If Anderson believed young black people would have a different life from hers, the young people intended that as well. Students from Southern black colleges had been holding classes in nonviolence and civil disobedience, and they began to claim what was being withheld from them. That meant sitting in at white-only lunch counters, picketing white-only restaurants, and allowing themselves to be dragged off to jail in defiance of unjust laws. The demonstrations spread quickly from Greensboro, North Carolina, to Nashville, Atlanta, and other cities, drawing in the best of the postwar generation of black youth. Many of them were children from poor families whose parents had placed all their hopes on their smart, striving sons and daughters. To join the protest movement was to risk the one clear path to a better future.

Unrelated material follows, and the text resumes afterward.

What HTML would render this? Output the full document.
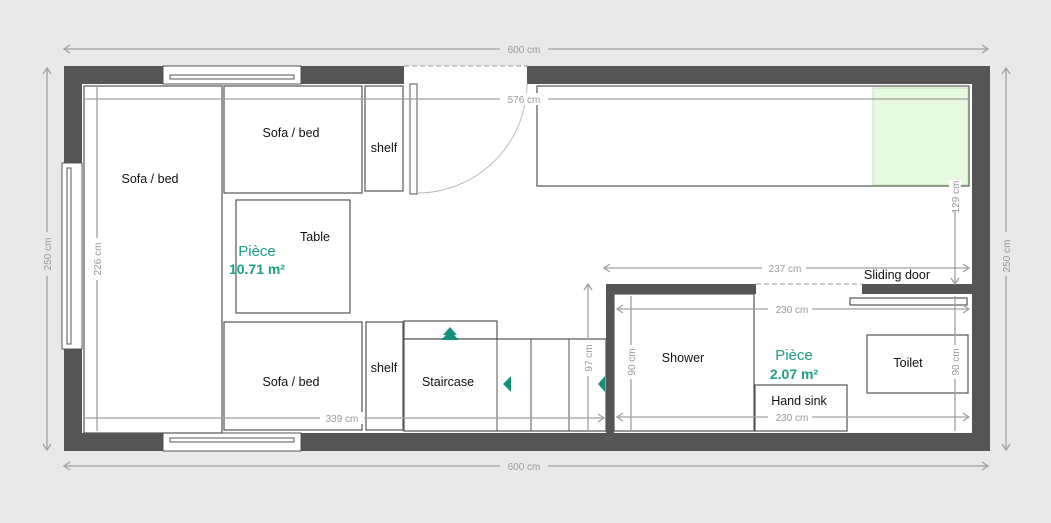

Gwendolyn Robinson, a scholarship student
at Spelman College in Atlanta, vowed to stay clear of the demonstrations: “I certainly had no intention of getting involved. I had my priorities straight. This was an opportunity of a lifetime for me; I certainly wasn’t going to blow it.” Despite her resolve, she was soon on the picket lines and then in jail. Worst of all, Robinson was forced to call her grandmother, who had raised her. “She said I had disgraced the family, reminding me that I was the first person in our family to ever be arrested. She sounded so sad, so pained. Her voice was all low and husky.”